## START PROVIDED MATERIAL

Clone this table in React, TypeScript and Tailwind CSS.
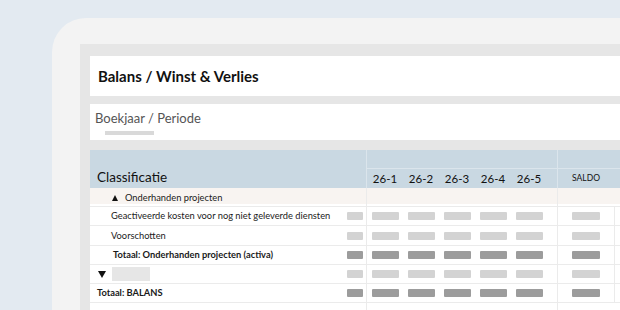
import React from "react";

const font = { fontFamily: "Lato, 'Open Sans', sans-serif" };

type Row = {
  kind: "group" | "item" | "total" | "collapsed" | "grand";
  label?: string;
  shade?: "light" | "dark";
  h: string;
};

const rows: Row[] = [
  { kind: "item", label: "Geactiveerde kosten voor nog niet geleverde diensten", shade: "light", h: "h-[18px]" },
  { kind: "item", label: "Voorschotten", shade: "light", h: "h-[19px]" },
  { kind: "total", label: "Totaal: Onderhanden projecten (activa)", shade: "dark", h: "h-[18px]" },
  { kind: "collapsed", shade: "light", h: "h-[18px]" },
  { kind: "grand", label: "Totaal: BALANS", shade: "dark", h: "h-[18px]" },
];

function Bar({ w, shade }: { w: string; shade: "light" | "dark" }) {
  return (
    <div
      className={`${w} h-[8px] rounded-[1px] ${shade === "dark" ? "bg-[#9c9c9c]" : "bg-[#d3d3d3]"}`}
    />
  );
}

function BodyRow({ row }: { row: Row }) {
  const shade = row.shade ?? "light";
  return (
    <div className={`flex ${row.h} box-content border-b border-[#ebebeb]`}>
      <div className="w-[277px] border-r border-[#ebebeb] flex items-center pr-[3px] shrink-0">
        {row.kind === "item" && (
          <span className="pl-[21px] text-[9.3px] text-[#1a1a1a] leading-none">{row.label}</span>
        )}
        {row.kind === "total" && (
          <span className="pl-[23px] text-[9.3px] font-bold text-[#1a1a1a] leading-none">{row.label}</span>
        )}
        {row.kind === "grand" && (
          <span className="pl-[7px] text-[9.3px] font-bold text-[#1a1a1a] leading-none">{row.label}</span>
        )}
        {row.kind === "collapsed" && (
          <div className="flex items-center pl-[8px]">
            <svg width="8" height="7" viewBox="0 0 8 7" className="mt-[1px]">
              <polygon points="0,0 8,0 4,7" fill="#111" />
            </svg>
            <div className="ml-[6px] w-[38px] h-[14px] bg-[#e6e6e6]" />
          </div>
        )}
        <div className="ml-auto">
          <Bar w="w-[16px]" shade={shade} />
        </div>
      </div>
      <div className="w-[191px] border-r border-[#ebebeb] flex items-center shrink-0">
        {[0, 1, 2, 3, 4].map((i) => (
          <div key={i} className="w-[36px] flex justify-center">
            <Bar w="w-[27px]" shade={shade} />
          </div>
        ))}
      </div>
      <div className="w-[56px] flex items-center justify-center shrink-0">
        <Bar w="w-[28px]" shade={shade} />
      </div>
      <div className="flex-1 border-l border-[#ebebeb]" />
    </div>
  );
}

export default function App() {
  return (
    <div
      className="w-[620px] h-[310px] overflow-hidden bg-[#e3eaf1] pl-[52px] pt-[18px] flex"
      style={font}
    >
      <div className="w-[700px] shrink-0 bg-[#f3f3f3] rounded-tl-[34px] pl-[28px] pt-[26px] flex">
        <div className="flex-1 bg-[#e6e6e6] pl-[10px] pt-[12px] flex flex-col min-w-0">
          <div className="bg-white h-[40px] flex items-center pl-[8px] shrink-0">
            <span className="text-[15px] font-bold text-[#111] leading-none">
              Balans / Winst &amp; Verlies
            </span>
          </div>
          <div className="bg-white h-[36px] mt-[8px] shrink-0 pl-[5px] pt-[8px] flex flex-col">
            <span className="text-[13px] text-[#555] leading-none">Boekjaar / Periode</span>
            <div className="ml-[10px] mt-[6px] w-[49px] h-[4px] bg-[#d9d9d9]" />
          </div>
          <div className="bg-white mt-[10px] flex-1 flex flex-col min-w-0">
            {/* header */}
            <div className="flex h-[38px] bg-[#c9d8e2] shrink-0">
              <div className="w-[277px] border-r border-[#dbe5ec] flex items-end pl-[7px] pb-[4px] shrink-0">
                <span className="text-[13.5px] text-[#111] leading-none">Classificatie</span>
              </div>
              <div className="w-[191px] border-r border-[#dbe5ec] flex flex-col shrink-0">
                <div className="h-[18px] border-b border-[#dbe5ec] box-content" />
                <div className="flex-1 flex items-center">
                  {["26-1", "26-2", "26-3", "26-4", "26-5"].map((l) => (
                    <div key={l} className="w-[36px] text-center text-[11.5px] text-[#111] leading-none">
                      {l}
                    </div>
                  ))}
                </div>
              </div>
              <div className="flex-1 flex flex-col">
                <div className="h-[18px] border-b border-[#dbe5ec] box-content" />
                <div className="flex-1 flex items-center">
                  <div className="w-[56px] text-center text-[8.5px] text-[#111] leading-none">SALDO</div>
                </div>
              </div>
            </div>
            {/* group row */}
            <div className="flex shrink-0 h-[18px] box-content border-b border-[#ebebeb]">
              <div className="w-[277px] border-r border-[#ebebeb] shrink-0 flex flex-col">
                <div className="h-[16px] bg-[#f8f4f1] flex items-center pl-[22px] pt-[4px]">
                  <svg width="6" height="6" viewBox="0 0 6 6">
                    <polygon points="3,0 6,6 0,6" fill="#111" />
                  </svg>
                  <span className="ml-[7px] text-[9.3px] text-[#1a1a1a] leading-none">Onderhanden projecten</span>
                </div>
              </div>
              <div className="w-[191px] border-r border-[#ebebeb] shrink-0 flex flex-col">
                <div className="h-[16px] bg-[#f8f4f1]" />
              </div>
              <div className="flex-1 flex flex-col">
                <div className="h-[16px] bg-[#f8f4f1]" />
              </div>
            </div>
            {rows.map((r, i) => (
              <BodyRow key={i} row={r} />
            ))}
            <div className="flex flex-1">
              <div className="w-[277px] border-r border-[#ebebeb] shrink-0" />
              <div className="w-[191px] border-r border-[#ebebeb] shrink-0" />
              <div className="flex-1" />
            </div>
          </div>
        </div>
      </div>
    </div>
  );
}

## END PROVIDED MATERIAL

_REQUEST:_
Copy out the whole listing exactly, and don't carry over any pictures.

_CORRECT RESULT:_
Clone this table in React, TypeScript and Tailwind CSS.
import React from "react";

const font = { fontFamily: "Lato, 'Open Sans', sans-serif" };

type Row = {
  kind: "group" | "item" | "total" | "collapsed" | "grand";
  label?: string;
  shade?: "light" | "dark";
  h: string;
};

const rows: Row[] = [
  { kind: "item", label: "Geactiveerde kosten voor nog niet geleverde diensten", shade: "light", h: "h-[18px]" },
  { kind: "item", label: "Voorschotten", shade: "light", h: "h-[19px]" },
  { kind: "total", label: "Totaal: Onderhanden projecten (activa)", shade: "dark", h: "h-[18px]" },
  { kind: "collapsed", shade: "light", h: "h-[18px]" },
  { kind: "grand", label: "Totaal: BALANS", shade: "dark", h: "h-[18px]" },
];

function Bar({ w, shade }: { w: string; shade: "light" | "dark" }) {
  return (
    <div
      className={`${w} h-[8px] rounded-[1px] ${shade === "dark" ? "bg-[#9c9c9c]" : "bg-[#d3d3d3]"}`}
    />
  );
}

function BodyRow({ row }: { row: Row }) {
  const shade = row.shade ?? "light";
  return (
    <div className={`flex ${row.h} box-content border-b border-[#ebebeb]`}>
      <div className="w-[277px] border-r border-[#ebebeb] flex items-center pr-[3px] shrink-0">
        {row.kind === "item" && (
          <span className="pl-[21px] text-[9.3px] text-[#1a1a1a] leading-none">{row.label}</span>
        )}
        {row.kind === "total" && (
          <span className="pl-[23px] text-[9.3px] font-bold text-[#1a1a1a] leading-none">{row.label}</span>
        )}
        {row.kind === "grand" && (
          <span className="pl-[7px] text-[9.3px] font-bold text-[#1a1a1a] leading-none">{row.label}</span>
        )}
        {row.kind === "collapsed" && (
          <div className="flex items-center pl-[8px]">
            <svg width="8" height="7" viewBox="0 0 8 7" className="mt-[1px]">
              <polygon points="0,0 8,0 4,7" fill="#111" />
            </svg>
            <div className="ml-[6px] w-[38px] h-[14px] bg-[#e6e6e6]" />
          </div>
        )}
        <div className="ml-auto">
          <Bar w="w-[16px]" shade={shade} />
        </div>
      </div>
      <div className="w-[191px] border-r border-[#ebebeb] flex items-center shrink-0">
        {[0, 1, 2, 3, 4].map((i) => (
          <div key={i} className="w-[36px] flex justify-center">
            <Bar w="w-[27px]" shade={shade} />
          </div>
        ))}
      </div>
      <div className="w-[56px] flex items-center justify-center shrink-0">
        <Bar w="w-[28px]" shade={shade} />
      </div>
      <div className="flex-1 border-l border-[#ebebeb]" />
    </div>
  );
}

export default function App() {
  return (
    <div
      className="w-[620px] h-[310px] overflow-hidden bg-[#e3eaf1] pl-[52px] pt-[18px] flex"
      style={font}
    >
      <div className="w-[700px] shrink-0 bg-[#f3f3f3] rounded-tl-[34px] pl-[28px] pt-[26px] flex">
        <div className="flex-1 bg-[#e6e6e6] pl-[10px] pt-[12px] flex flex-col min-w-0">
          <div className="bg-white h-[40px] flex items-center pl-[8px] shrink-0">
            <span className="text-[15px] font-bold text-[#111] leading-none">
              Balans / Winst &amp; Verlies
            </span>
          </div>
          <div className="bg-white h-[36px] mt-[8px] shrink-0 pl-[5px] pt-[8px] flex flex-col">
            <span className="text-[13px] text-[#555] leading-none">Boekjaar / Periode</span>
            <div className="ml-[10px] mt-[6px] w-[49px] h-[4px] bg-[#d9d9d9]" />
          </div>
          <div className="bg-white mt-[10px] flex-1 flex flex-col min-w-0">
            {/* header */}
            <div className="flex h-[38px] bg-[#c9d8e2] shrink-0">
              <div className="w-[277px] border-r border-[#dbe5ec] flex items-end pl-[7px] pb-[4px] shrink-0">
                <span className="text-[13.5px] text-[#111] leading-none">Classificatie</span>
              </div>
              <div className="w-[191px] border-r border-[#dbe5ec] flex flex-col shrink-0">
                <div className="h-[18px] border-b border-[#dbe5ec] box-content" />
                <div className="flex-1 flex items-center">
                  {["26-1", "26-2", "26-3", "26-4", "26-5"].map((l) => (
                    <div key={l} className="w-[36px] text-center text-[11.5px] text-[#111] leading-none">
                      {l}
                    </div>
                  ))}
                </div>
              </div>
              <div className="flex-1 flex flex-col">
                <div className="h-[18px] border-b border-[#dbe5ec] box-content" />
                <div className="flex-1 flex items-center">
                  <div className="w-[56px] text-center text-[8.5px] text-[#111] leading-none">SALDO</div>
                </div>
              </div>
            </div>
            {/* group row */}
            <div className="flex shrink-0 h-[18px] box-content border-b border-[#ebebeb]">
              <div className="w-[277px] border-r border-[#ebebeb] shrink-0 flex flex-col">
                <div className="h-[16px] bg-[#f8f4f1] flex items-center pl-[22px] pt-[4px]">
                  <svg width="6" height="6" viewBox="0 0 6 6">
                    <polygon points="3,0 6,6 0,6" fill="#111" />
                  </svg>
                  <span className="ml-[7px] text-[9.3px] text-[#1a1a1a] leading-none">Onderhanden projecten</span>
                </div>
              </div>
              <div className="w-[191px] border-r border-[#ebebeb] shrink-0 flex flex-col">
                <div className="h-[16px] bg-[#f8f4f1]" />
              </div>
              <div className="flex-1 flex flex-col">
                <div className="h-[16px] bg-[#f8f4f1]" />
              </div>
            </div>
            {rows.map((r, i) => (
              <BodyRow key={i} row={r} />
            ))}
            <div className="flex flex-1">
              <div className="w-[277px] border-r border-[#ebebeb] shrink-0" />
              <div className="w-[191px] border-r border-[#ebebeb] shrink-0" />
              <div className="flex-1" />
            </div>
          </div>
        </div>
      </div>
    </div>
  );
}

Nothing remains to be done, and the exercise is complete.